Residential, industrial, retail, and office were all down in the third quarter and for the year.
- Residential was down 4.7 percentage points from the previous year in the third quarter.
The sector also experienced quarterly decreases in every quarter over the past year except for last quarter. - Industrial has seen quarterly decreases every quarter for the past year and was down 3.6 percentage points from the previous year in the third quarter.
- Retail had quarterly decreases over a percentage point in the first two quarters in 2024, with only a modest decline of 0.4 percentage points in the third quarter. The sector is down 1.6 percentage points for the year.\
- Office has very little room for large cuts at only a 1.6% share of total assets, but was down 0.01 percentage points in the third quarter.
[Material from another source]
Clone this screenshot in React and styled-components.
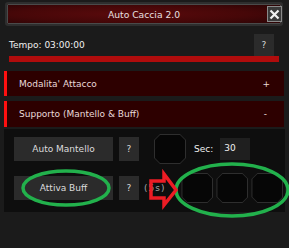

Funds are strongly overweight in digital sectors for Q3 2024.
The chart and table above compare the weight of the sectors in actively managed funds to the weight of the sectors in the FTSE Nareit All Equity index (All Equity Index). The chart shows the percentage point difference in each sector’s weight in the actively managed funds relative to their weights in the index. The table shows historical quarterly percentage point differences for the past year and historically on the right.
The chart above shows property sector weights relative to their index weights. The blue bars show the weight in the actively managed funds, and the black outlined bars show the weight in the index. The numbers represent the fund holding as a share of index weight, so sectors that are overweight are over 100% and sectors that are underweight are under 100%.
Notably, this chart shows that when active fund managers make shifts in their allocations, small differences in percentage points can sometimes have more of an outside impact on that sector’s relative index weight than large shifts for sectors that have higher allocations. For example:
- Telecommunications is 12.5% of the All Equity index, representing 100% of its share of the index. In Q3, active fund managers overweighted their allocations by 2.9 percentage points, which put it at 123% of its share of the index.
- Data Centers is 9.1% of the All Equity Index, representing 100% of its share of the index. In Q3, active fund managers overweighted their allocations to data centers by 2.7 percentage points, which put it at 130% of its share of the index.
Other findings from this analysis include:
- Health care’s share of its index weight translates to it being overweight by 115%, or 1.8 percentage points.
- Residential’s large overweight in the funds has been steadily decreasing, going from 5.9 percentage points overweight in Q3 2023 down to 2.7 percentage points overweight in Q3 2024. Funds are invested at 120% of the index weight in residential.
- Industrial flipped strongly underweight in the third quarter at 86% of its index weight. The sector is underweight by 1.8 percentage points.
- Retail’s share continued to drop in Q3 2024 down to 2.2 percentage points underweight, the most underweight sector by percentage points. However, the sector is at 85% of index share, close to the underweight share of industrial, self-storage, and specialty.
- Industrial is 12.8% of the All Equity Index, representing 100% of its share of the index. In Q3, active fund managers underweighted their allocations by 1.8 percentage points, which put it at 86% of its share of the index.
- Lodging/resorts is underweight at 59% of its index share, but has gained ground over the past few quarters, moving from 1.5 percentage points underweight in Q3 2023 to just under one percentage point underweight in Q3 2024.
- Office and Diversified are the most underweight sectors. Diversified is the most underweight sector with just 15% of its index share, or 1.6 percentage points underweight. Office is at only 45% of its index share, or nearly two percentage points underweight.
Note that six funds had not reported third quarter data for this analysis.